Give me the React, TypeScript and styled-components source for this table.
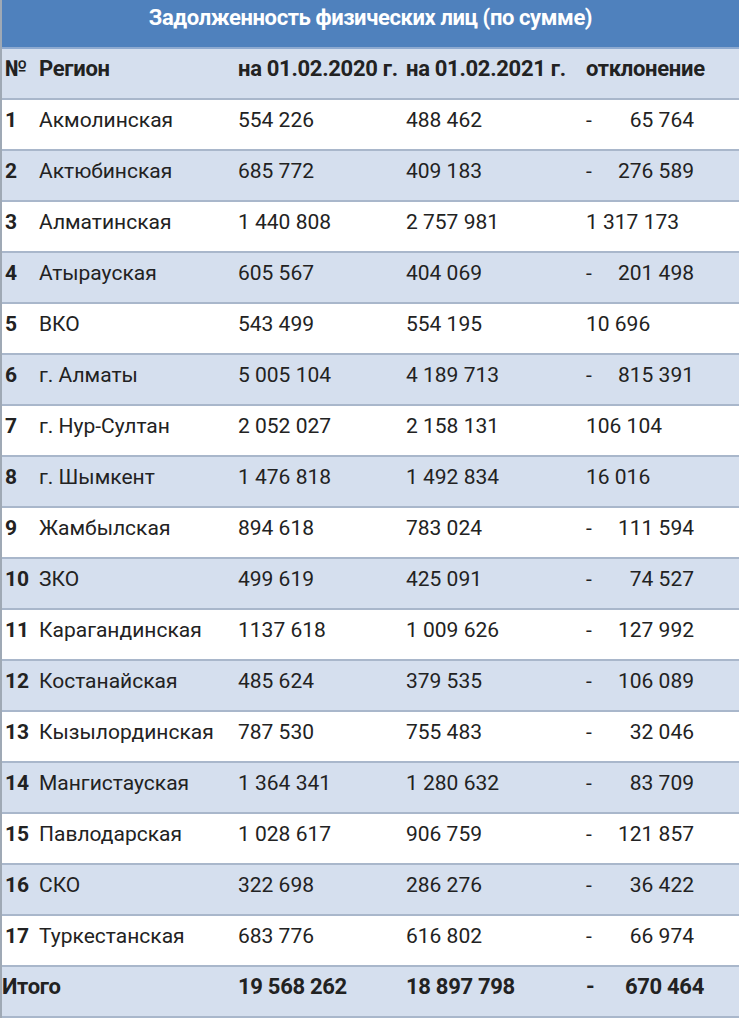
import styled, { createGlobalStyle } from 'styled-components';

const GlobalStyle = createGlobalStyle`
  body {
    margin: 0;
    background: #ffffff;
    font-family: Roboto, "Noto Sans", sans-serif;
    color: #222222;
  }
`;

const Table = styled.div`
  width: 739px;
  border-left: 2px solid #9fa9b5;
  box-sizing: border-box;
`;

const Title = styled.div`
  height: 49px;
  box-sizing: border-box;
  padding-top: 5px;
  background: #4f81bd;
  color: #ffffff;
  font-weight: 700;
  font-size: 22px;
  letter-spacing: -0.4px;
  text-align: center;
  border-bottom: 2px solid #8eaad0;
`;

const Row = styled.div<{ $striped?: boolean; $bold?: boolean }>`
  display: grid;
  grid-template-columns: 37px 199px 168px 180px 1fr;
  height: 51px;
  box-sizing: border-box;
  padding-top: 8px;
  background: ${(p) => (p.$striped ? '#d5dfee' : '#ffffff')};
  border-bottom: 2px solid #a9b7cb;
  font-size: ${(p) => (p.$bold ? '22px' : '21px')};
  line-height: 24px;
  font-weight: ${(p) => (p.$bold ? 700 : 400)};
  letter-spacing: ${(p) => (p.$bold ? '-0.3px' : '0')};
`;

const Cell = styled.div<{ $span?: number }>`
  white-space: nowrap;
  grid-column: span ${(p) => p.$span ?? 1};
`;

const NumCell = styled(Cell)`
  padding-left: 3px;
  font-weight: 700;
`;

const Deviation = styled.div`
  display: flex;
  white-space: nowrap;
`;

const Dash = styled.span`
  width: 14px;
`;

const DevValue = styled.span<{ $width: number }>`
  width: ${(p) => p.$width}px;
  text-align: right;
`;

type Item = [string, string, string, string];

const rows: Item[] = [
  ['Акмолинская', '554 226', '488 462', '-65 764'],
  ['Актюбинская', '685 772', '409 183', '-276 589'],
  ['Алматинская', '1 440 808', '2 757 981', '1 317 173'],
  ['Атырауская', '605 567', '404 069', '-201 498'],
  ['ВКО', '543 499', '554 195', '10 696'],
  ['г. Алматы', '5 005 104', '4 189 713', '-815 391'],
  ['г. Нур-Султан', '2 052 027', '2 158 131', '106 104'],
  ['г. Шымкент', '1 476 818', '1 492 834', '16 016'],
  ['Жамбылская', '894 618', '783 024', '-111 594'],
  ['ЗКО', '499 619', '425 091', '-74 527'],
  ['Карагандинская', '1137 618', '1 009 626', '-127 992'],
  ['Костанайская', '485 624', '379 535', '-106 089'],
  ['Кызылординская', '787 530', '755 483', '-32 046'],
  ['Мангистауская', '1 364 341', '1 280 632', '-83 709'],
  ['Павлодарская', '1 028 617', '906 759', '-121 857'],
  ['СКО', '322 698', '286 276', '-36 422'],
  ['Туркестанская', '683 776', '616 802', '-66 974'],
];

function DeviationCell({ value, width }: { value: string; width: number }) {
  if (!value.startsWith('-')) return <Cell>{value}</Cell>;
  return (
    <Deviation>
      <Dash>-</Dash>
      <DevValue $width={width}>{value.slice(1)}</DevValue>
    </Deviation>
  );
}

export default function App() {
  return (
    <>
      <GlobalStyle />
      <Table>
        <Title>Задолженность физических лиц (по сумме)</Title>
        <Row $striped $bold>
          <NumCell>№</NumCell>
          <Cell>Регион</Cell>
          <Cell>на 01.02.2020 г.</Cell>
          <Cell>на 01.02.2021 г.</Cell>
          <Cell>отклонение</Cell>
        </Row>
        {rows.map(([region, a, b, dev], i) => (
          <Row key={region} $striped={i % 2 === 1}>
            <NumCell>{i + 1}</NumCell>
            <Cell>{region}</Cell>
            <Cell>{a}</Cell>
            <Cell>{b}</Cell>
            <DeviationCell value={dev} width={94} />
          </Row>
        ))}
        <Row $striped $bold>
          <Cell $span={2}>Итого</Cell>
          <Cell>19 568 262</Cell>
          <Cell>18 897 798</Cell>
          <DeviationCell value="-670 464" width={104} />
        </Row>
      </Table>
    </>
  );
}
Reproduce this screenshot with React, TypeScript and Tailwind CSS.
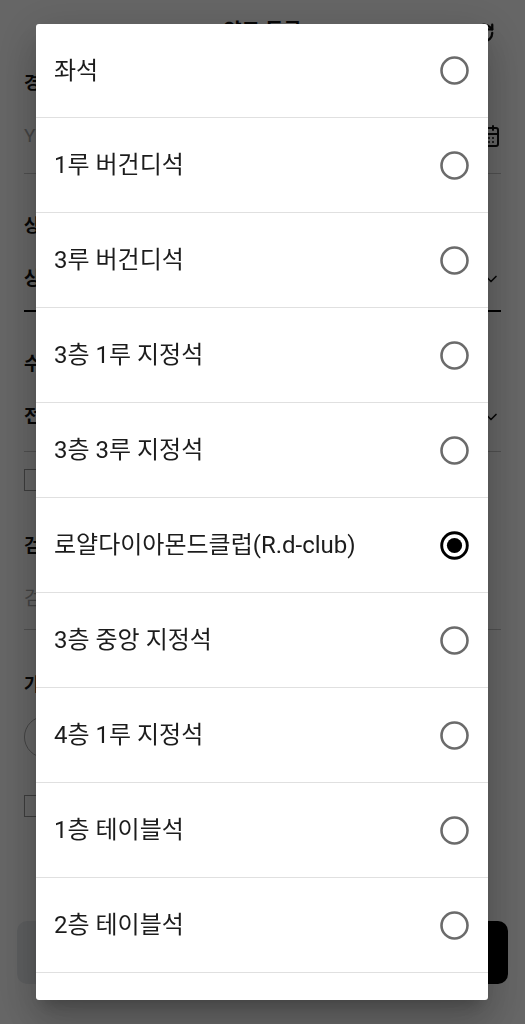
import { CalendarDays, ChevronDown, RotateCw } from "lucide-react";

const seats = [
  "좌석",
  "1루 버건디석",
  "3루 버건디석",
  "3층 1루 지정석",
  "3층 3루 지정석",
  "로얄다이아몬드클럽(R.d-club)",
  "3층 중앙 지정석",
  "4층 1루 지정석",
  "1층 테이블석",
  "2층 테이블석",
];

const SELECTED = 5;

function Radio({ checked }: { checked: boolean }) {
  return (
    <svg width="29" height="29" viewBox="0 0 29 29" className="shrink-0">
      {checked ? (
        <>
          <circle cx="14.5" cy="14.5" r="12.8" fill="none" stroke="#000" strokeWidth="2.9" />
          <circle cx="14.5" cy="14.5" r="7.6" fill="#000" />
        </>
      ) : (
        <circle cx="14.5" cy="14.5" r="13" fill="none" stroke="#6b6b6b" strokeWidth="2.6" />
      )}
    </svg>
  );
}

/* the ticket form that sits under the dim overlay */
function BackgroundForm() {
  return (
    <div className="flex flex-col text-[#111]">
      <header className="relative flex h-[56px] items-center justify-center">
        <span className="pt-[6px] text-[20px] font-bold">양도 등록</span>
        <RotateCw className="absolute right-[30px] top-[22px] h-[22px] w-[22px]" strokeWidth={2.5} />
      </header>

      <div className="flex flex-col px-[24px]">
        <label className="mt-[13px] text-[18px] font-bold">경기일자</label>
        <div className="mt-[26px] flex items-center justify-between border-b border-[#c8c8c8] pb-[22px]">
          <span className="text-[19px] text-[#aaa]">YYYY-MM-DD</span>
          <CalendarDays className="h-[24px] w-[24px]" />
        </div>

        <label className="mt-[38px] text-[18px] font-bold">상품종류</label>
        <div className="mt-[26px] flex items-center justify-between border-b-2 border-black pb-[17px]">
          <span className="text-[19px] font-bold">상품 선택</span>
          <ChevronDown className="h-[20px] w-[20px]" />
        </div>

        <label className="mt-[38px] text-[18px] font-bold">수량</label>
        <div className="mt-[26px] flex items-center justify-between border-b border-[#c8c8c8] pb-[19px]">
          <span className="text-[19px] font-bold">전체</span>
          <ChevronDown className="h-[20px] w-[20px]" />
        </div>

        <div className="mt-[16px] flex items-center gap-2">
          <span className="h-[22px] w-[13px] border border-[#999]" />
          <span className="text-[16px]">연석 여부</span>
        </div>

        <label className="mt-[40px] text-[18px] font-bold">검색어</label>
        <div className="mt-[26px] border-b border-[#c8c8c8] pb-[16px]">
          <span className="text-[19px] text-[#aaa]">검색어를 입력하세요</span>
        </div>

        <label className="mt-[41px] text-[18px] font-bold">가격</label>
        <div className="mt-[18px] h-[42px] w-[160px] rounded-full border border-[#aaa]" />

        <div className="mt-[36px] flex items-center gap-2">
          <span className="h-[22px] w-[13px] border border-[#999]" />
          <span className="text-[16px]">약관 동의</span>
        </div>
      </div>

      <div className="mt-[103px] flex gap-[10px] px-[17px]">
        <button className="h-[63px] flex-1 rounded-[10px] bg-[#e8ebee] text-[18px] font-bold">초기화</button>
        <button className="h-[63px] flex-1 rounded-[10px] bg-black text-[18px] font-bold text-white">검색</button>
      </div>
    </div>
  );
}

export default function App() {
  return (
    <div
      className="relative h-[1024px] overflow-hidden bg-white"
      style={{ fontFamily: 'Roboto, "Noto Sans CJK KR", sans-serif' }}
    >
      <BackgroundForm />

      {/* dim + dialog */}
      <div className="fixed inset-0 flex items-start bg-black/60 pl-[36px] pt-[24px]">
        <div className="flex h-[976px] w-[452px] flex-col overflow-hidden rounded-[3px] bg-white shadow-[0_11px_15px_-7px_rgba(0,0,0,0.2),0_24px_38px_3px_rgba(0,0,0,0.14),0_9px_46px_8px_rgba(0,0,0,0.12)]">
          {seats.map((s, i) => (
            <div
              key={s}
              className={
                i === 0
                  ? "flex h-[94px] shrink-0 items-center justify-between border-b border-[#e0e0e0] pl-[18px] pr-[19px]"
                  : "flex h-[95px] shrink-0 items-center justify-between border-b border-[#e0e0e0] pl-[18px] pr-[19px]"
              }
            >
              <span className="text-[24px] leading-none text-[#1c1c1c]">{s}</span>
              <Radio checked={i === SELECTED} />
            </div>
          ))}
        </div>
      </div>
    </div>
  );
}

* Short task *
Repeat only the lines from the one with "Reproduce this screenshot" down to the one with "const SELECTED = 5;", word for word and both included, and leave the pictures out.

* Solution to the problem *
Reproduce this screenshot with React, TypeScript and Tailwind CSS.
import { CalendarDays, ChevronDown, RotateCw } from "lucide-react";

const seats = [
  "좌석",
  "1루 버건디석",
  "3루 버건디석",
  "3층 1루 지정석",
  "3층 3루 지정석",
  "로얄다이아몬드클럽(R.d-club)",
  "3층 중앙 지정석",
  "4층 1루 지정석",
  "1층 테이블석",
  "2층 테이블석",
];

const SELECTED = 5;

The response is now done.